→ RECORDED INFORMATION
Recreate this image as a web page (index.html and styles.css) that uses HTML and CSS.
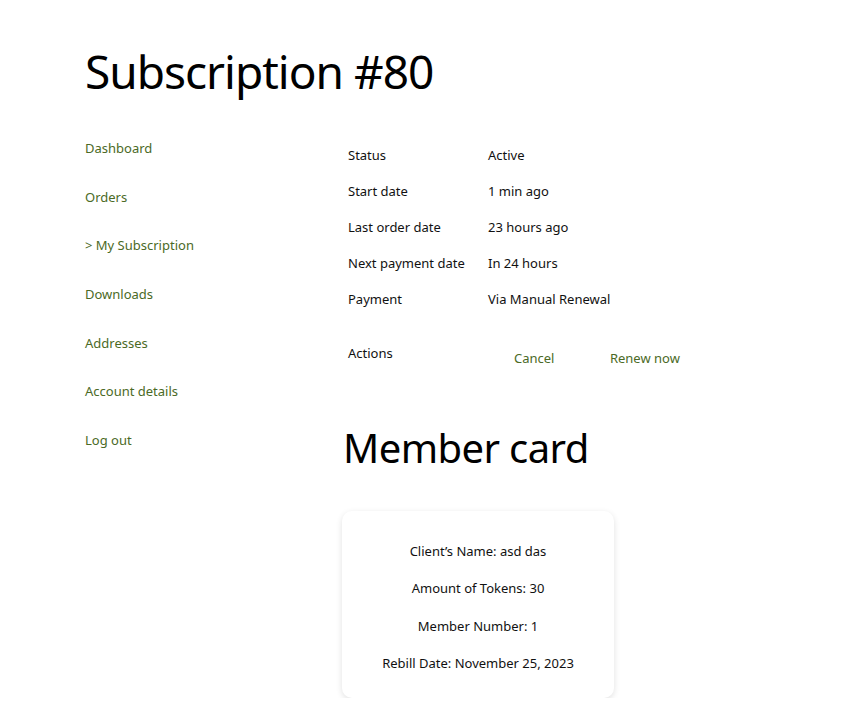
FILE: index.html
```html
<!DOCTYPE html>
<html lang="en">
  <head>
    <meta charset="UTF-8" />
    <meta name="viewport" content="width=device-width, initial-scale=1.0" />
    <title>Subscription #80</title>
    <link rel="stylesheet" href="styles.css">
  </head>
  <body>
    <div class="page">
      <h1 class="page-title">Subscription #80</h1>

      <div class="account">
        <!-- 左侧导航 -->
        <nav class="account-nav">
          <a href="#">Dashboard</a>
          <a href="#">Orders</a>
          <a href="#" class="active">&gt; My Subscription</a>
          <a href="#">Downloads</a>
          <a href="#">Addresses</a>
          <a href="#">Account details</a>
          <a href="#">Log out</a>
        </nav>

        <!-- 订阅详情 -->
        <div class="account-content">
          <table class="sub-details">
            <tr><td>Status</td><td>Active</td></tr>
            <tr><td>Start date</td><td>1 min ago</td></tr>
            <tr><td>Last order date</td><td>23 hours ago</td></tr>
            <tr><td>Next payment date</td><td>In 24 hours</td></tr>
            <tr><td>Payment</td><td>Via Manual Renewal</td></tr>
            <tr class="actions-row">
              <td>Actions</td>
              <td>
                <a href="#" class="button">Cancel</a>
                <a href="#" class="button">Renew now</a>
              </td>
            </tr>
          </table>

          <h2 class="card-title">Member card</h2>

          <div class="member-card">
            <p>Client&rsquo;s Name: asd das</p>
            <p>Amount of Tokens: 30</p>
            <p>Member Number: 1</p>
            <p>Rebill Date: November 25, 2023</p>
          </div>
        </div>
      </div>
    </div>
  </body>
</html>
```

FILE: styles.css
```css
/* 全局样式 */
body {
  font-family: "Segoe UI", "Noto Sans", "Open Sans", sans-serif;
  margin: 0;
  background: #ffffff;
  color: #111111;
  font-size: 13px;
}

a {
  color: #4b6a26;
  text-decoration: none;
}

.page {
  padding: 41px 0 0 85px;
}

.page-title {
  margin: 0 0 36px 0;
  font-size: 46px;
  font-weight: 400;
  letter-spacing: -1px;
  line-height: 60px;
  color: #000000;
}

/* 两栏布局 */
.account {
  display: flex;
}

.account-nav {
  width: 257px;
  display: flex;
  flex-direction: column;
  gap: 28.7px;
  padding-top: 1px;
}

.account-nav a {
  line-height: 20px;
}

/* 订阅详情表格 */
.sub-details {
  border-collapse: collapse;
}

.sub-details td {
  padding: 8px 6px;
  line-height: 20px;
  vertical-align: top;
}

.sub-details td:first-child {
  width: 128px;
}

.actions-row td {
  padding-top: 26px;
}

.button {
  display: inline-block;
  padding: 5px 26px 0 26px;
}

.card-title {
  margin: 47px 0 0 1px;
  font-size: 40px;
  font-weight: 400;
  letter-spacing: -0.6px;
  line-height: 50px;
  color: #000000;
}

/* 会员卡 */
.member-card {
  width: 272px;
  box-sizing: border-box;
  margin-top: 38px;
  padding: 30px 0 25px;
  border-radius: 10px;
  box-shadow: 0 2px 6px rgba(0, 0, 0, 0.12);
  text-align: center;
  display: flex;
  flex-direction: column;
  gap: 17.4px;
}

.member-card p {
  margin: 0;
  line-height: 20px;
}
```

→ TASK DETAILS
Exactly as written, return every line of the listing, but not the pictures.

→ EXERCISE ANSWER
Recreate this image as a web page (index.html and styles.css) that uses HTML and CSS.
FILE: index.html
```html
<!DOCTYPE html>
<html lang="en">
  <head>
    <meta charset="UTF-8" />
    <meta name="viewport" content="width=device-width, initial-scale=1.0" />
    <title>Subscription #80</title>
    <link rel="stylesheet" href="styles.css">
  </head>
  <body>
    <div class="page">
      <h1 class="page-title">Subscription #80</h1>

      <div class="account">
        <!-- 左侧导航 -->
        <nav class="account-nav">
          <a href="#">Dashboard</a>
          <a href="#">Orders</a>
          <a href="#" class="active">&gt; My Subscription</a>
          <a href="#">Downloads</a>
          <a href="#">Addresses</a>
          <a href="#">Account details</a>
          <a href="#">Log out</a>
        </nav>

        <!-- 订阅详情 -->
        <div class="account-content">
          <table class="sub-details">
            <tr><td>Status</td><td>Active</td></tr>
            <tr><td>Start date</td><td>1 min ago</td></tr>
            <tr><td>Last order date</td><td>23 hours ago</td></tr>
            <tr><td>Next payment date</td><td>In 24 hours</td></tr>
            <tr><td>Payment</td><td>Via Manual Renewal</td></tr>
            <tr class="actions-row">
              <td>Actions</td>
              <td>
                <a href="#" class="button">Cancel</a>
                <a href="#" class="button">Renew now</a>
              </td>
            </tr>
          </table>

          <h2 class="card-title">Member card</h2>

          <div class="member-card">
            <p>Client&rsquo;s Name: asd das</p>
            <p>Amount of Tokens: 30</p>
            <p>Member Number: 1</p>
            <p>Rebill Date: November 25, 2023</p>
          </div>
        </div>
      </div>
    </div>
  </body>
</html>
```

FILE: styles.css
```css
/* 全局样式 */
body {
  font-family: "Segoe UI", "Noto Sans", "Open Sans", sans-serif;
  margin: 0;
  background: #ffffff;
  color: #111111;
  font-size: 13px;
}

a {
  color: #4b6a26;
  text-decoration: none;
}

.page {
  padding: 41px 0 0 85px;
}

.page-title {
  margin: 0 0 36px 0;
  font-size: 46px;
  font-weight: 400;
  letter-spacing: -1px;
  line-height: 60px;
  color: #000000;
}

/* 两栏布局 */
.account {
  display: flex;
}

.account-nav {
  width: 257px;
  display: flex;
  flex-direction: column;
  gap: 28.7px;
  padding-top: 1px;
}

.account-nav a {
  line-height: 20px;
}

/* 订阅详情表格 */
.sub-details {
  border-collapse: collapse;
}

.sub-details td {
  padding: 8px 6px;
  line-height: 20px;
  vertical-align: top;
}

.sub-details td:first-child {
  width: 128px;
}

.actions-row td {
  padding-top: 26px;
}

.button {
  display: inline-block;
  padding: 5px 26px 0 26px;
}

.card-title {
  margin: 47px 0 0 1px;
  font-size: 40px;
  font-weight: 400;
  letter-spacing: -0.6px;
  line-height: 50px;
  color: #000000;
}

/* 会员卡 */
.member-card {
  width: 272px;
  box-sizing: border-box;
  margin-top: 38px;
  padding: 30px 0 25px;
  border-radius: 10px;
  box-shadow: 0 2px 6px rgba(0, 0, 0, 0.12);
  text-align: center;
  display: flex;
  flex-direction: column;
  gap: 17.4px;
}

.member-card p {
  margin: 0;
  line-height: 20px;
}
```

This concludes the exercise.